### Task instructions
Retype word for word the first line of the listing and each line after it up to the line with "number; text: string;", with the pictures taken out.

### Supplied information
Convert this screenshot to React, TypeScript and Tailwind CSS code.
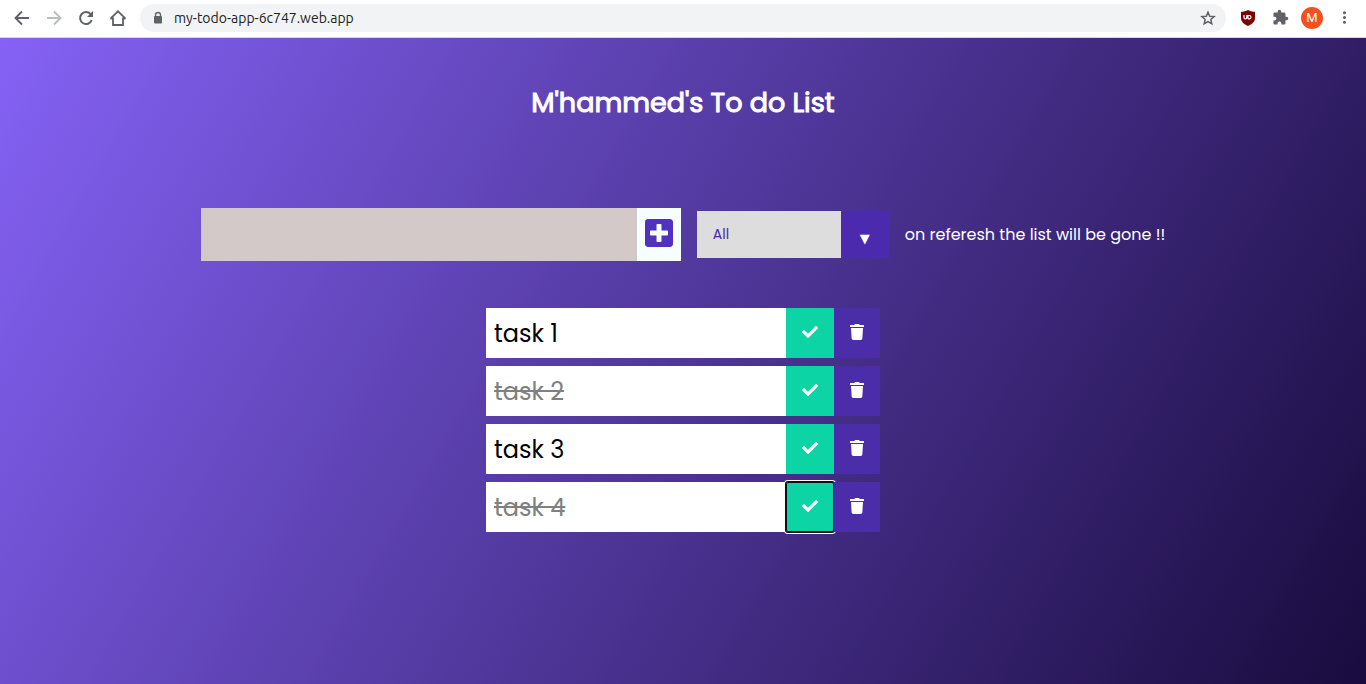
import { useState } from "react";
import type { FormEvent } from "react";
import { FaCheck, FaPlusSquare, FaTrash } from "react-icons/fa";
import { MdMoreVert } from "react-icons/md";

type Task = { id: number; text: string; done: boolean };

const initialTasks: Task[] = [
  { id: 1, text: "task 1", done: false },
  { id: 2, text: "task 2", done: true },
  { id: 3, text: "task 3", done: false },
  { id: 4, text: "task 4", done: true },
];

function ArrowIcon({ forward = false }: { forward?: boolean }) {
  return (
    <svg viewBox="0 0 20 20" className="size-5" fill="none" stroke="currentColor" strokeWidth="1.900" aria-hidden="true">
      <path d={forward ? "M3 10h13M10 3.500l6.500 6.500-6.500 6.500" : "M17 10H4M10 3.500 3.500 10l6.500 6.500"} />
    </svg>
  );
}

function ReloadIcon() {
  return (
    <svg viewBox="0 0 20 20" className="size-5" aria-hidden="true">
      <path d="M15.700 12.200A6 6 0 1 1 14.600 6.100" fill="none" stroke="currentColor" strokeWidth="2" />
      <path d="M17 3v6h-6Z" fill="currentColor" />
    </svg>
  );
}

function HomeIcon() {
  return (
    <svg viewBox="0 0 20 20" className="size-5" fill="none" stroke="currentColor" strokeWidth="1.800" aria-hidden="true">
      <path d="M2.500 10.700 10 3.300l7.500 7.400M2.500 10.500H5V17h10v-6.500h2.500" />
    </svg>
  );
}

function LockIcon() {
  return (
    <svg viewBox="0 0 12 14" className="h-3.5 w-3" aria-hidden="true">
      <path d="M3.500 6V4a2.500 2.500 0 0 1 5 0v2" fill="none" stroke="currentColor" strokeWidth="1.300" />
      <rect x="2" y="5" width="8" height="7.500" rx="1" fill="currentColor" />
    </svg>
  );
}

function StarIcon() {
  return (
    <svg viewBox="0 0 16 16" className="size-4" fill="none" stroke="currentColor" strokeWidth="1.500" aria-hidden="true">
      <path d="m8 2.200 1.700 4 4.400.4-3.300 2.900 1 4.200L8 11.500l-3.800 2.200 1-4.200-3.300-2.900 4.400-.4Z" />
    </svg>
  );
}

function PuzzleIcon() {
  return (
    <svg viewBox="0 0 24 24" className="size-[17px]" fill="currentColor" aria-hidden="true">
      <path d="M20.500 11H19V7c0-1.100-.9-2-2-2h-4V3.500a2.500 2.500 0 0 0-5 0V5H4c-1.100 0-2 .9-2 2v3.800h1.500a2.700 2.700 0 0 1 0 5.400H2V20c0 1.100.9 2 2 2h3.800v-1.500a2.700 2.700 0 0 1 5.400 0V22H17c1.100 0 2-.9 2-2v-4h1.500a2.500 2.500 0 0 0 0-5Z" />
    </svg>
  );
}

function ShieldIcon() {
  return (
    <svg viewBox="0 0 16 16" className="size-4" aria-hidden="true">
      <path d="M8 0c2 1.300 4.500 1.700 7 1.800V8c0 4-3 6.300-7 8-4-1.700-7-4-7-8V1.800C3.500 1.700 6 1.300 8 0Z" fill="#800000" />
      <path d="M4 5v2.400a1.400 1.400 0 0 0 2.800 0V5M8 5v3.900M8 5.500h1.700a1.700 1.700 0 0 1 0 3.300H8" fill="none" stroke="#fff" strokeWidth="1.200" />
    </svg>
  );
}

function BrowserBar() {
  return (
    <header className="flex h-[38px] items-center border-b border-[#d5d7db] bg-white px-3 pb-0.5 text-[#5f6368]">
      <nav className="flex gap-3" aria-label="Browser">
        <button type="button" aria-label="Back">
          <ArrowIcon />
        </button>
        <button type="button" aria-label="Forward" className="text-[#babcbe]">
          <ArrowIcon forward />
        </button>
        <button type="button" aria-label="Reload">
          <ReloadIcon />
        </button>
        <button type="button" aria-label="Home">
          <HomeIcon />
        </button>
      </nav>
      <div className="ml-3 flex h-7 flex-1 items-center rounded-full bg-[#f1f3f4] pr-2.5 pl-3">
        <LockIcon />
        <input
          aria-label="Address"
          defaultValue="my-todo-app-6c747.web.app"
          className="ml-2.5 min-w-0 flex-1 bg-transparent font-[Ubuntu,'Open_Sans',sans-serif] text-sm text-[#202124] outline-none"
        />
        <button type="button" aria-label="Bookmark">
          <StarIcon />
        </button>
      </div>
      <div className="ml-3.5 flex items-center gap-3">
        <button type="button" aria-label="Content blocker" className="mr-1">
          <ShieldIcon />
        </button>
        <button type="button" aria-label="Extensions">
          <PuzzleIcon />
        </button>
        <button
          type="button"
          className="flex size-[22px] items-center justify-center rounded-full bg-[#f4511e] font-[Roboto,sans-serif] text-[13px] text-white"
        >
          M
        </button>
        <button type="button" aria-label="Menu">
          <MdMoreVert size={19} />
        </button>
      </div>
    </header>
  );
}

export default function App() {
  const [tasks, setTasks] = useState<Task[]>(initialTasks);
  const [text, setText] = useState("");
  const [filter, setFilter] = useState("all");
  const [activeId, setActiveId] = useState(4);

  const visible = tasks.filter(
    (t) => filter === "all" || (filter === "completed" ? t.done : !t.done),
  );

  function addTask(e: FormEvent) {
    e.preventDefault();
    if (!text.trim()) return;
    setTasks([...tasks, { id: Date.now(), text, done: false }]);
    setText("");
  }

  function toggle(id: number) {
    setActiveId(id);
    setTasks(tasks.map((t) => (t.id === id ? { ...t, done: !t.done } : t)));
  }

  return (
    <div className="flex min-h-screen flex-col">
      <BrowserBar />
      <main className="flex-1 bg-[linear-gradient(120deg,#8562f5,#190b3e)] font-[Poppins,Inter,sans-serif] text-white">
        <h1 className="pt-11 text-center text-[27px] leading-[42px] font-normal [-webkit-text-stroke:1px_#ffffff]">
          M'hammed's To do List
        </h1>
        <form onSubmit={addTask} className="mt-[84px] flex flex-wrap items-center justify-center gap-4">
          <div className="flex h-[53px]">
            <input
              aria-label="New task"
              value={text}
              onChange={(e) => setText(e.target.value)}
              className="w-[436px] bg-[#d3c9c9] px-2 text-2xl text-black outline-none"
            />
            <button
              type="submit"
              aria-label="Add task"
              className="flex w-11 items-center justify-center bg-[#f7fffe] pb-1 text-[#5331bf]"
            >
              <FaPlusSquare size={32} />
            </button>
          </div>
          <div className="relative flex h-[47px]">
            <select
              aria-label="Filter tasks"
              value={filter}
              onChange={(e) => setFilter(e.target.value)}
              className="w-48 appearance-none bg-[#dddddd] px-4 pb-0.5 text-sm text-[#4b2aad] outline-none"
            >
              <option value="all">All</option>
              <option value="completed">Completed</option>
              <option value="uncompleted">Uncompleted</option>
            </select>
            <span className="pointer-events-none absolute inset-y-0 right-0 flex w-12 items-center justify-center bg-[#4b2aad] pt-2 font-['DejaVu_Sans',sans-serif] text-[13px]">
              ▼
            </span>
          </div>
          <p className="text-base">on referesh the list will be gone !!</p>
        </form>
        <ul className="mt-[47px] flex flex-col items-center gap-2">
          {visible.map((task) => (
            <li key={task.id} className="flex h-[50px]">
              <span
                className={
                  task.done
                    ? "flex w-[300px] items-center bg-white px-2 pt-0.5 text-2xl text-[#808080]"
                    : "flex w-[300px] items-center bg-white px-2 pt-0.5 text-2xl text-black"
                }
              >
                <span className={task.done ? "line-through" : ""}>{task.text}</span>
              </span>
              <button
                type="button"
                aria-label={`Complete ${task.text}`}
                onClick={() => toggle(task.id)}
                className={
                  task.id === activeId
                    ? "flex w-12 items-center justify-center rounded-[2px] bg-[#0dd4a4] pb-0.5 shadow-[inset_0_0_0_1px_#101010,0_0_0_1px_#101010,0_0_0_2px_#ffffff] outline-none"
                    : "flex w-12 items-center justify-center bg-[#0dd4a4] pb-0.5 outline-none"
                }
              >
                <FaCheck size={16} />
              </button>
              <button
                type="button"
                aria-label={`Delete ${task.text}`}
                onClick={() => setTasks(tasks.filter((t) => t.id !== task.id))}
                className="flex w-[46px] items-center justify-center bg-[#4b2ca9] pb-0.5"
              >
                <FaTrash size={16} />
              </button>
            </li>
          ))}
        </ul>
      </main>
    </div>
  );
}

### Full answer
Convert this screenshot to React, TypeScript and Tailwind CSS code.
import { useState } from "react";
import type { FormEvent } from "react";
import { FaCheck, FaPlusSquare, FaTrash } from "react-icons/fa";
import { MdMoreVert } from "react-icons/md";

type Task = { id: number; text: string; done: boolean };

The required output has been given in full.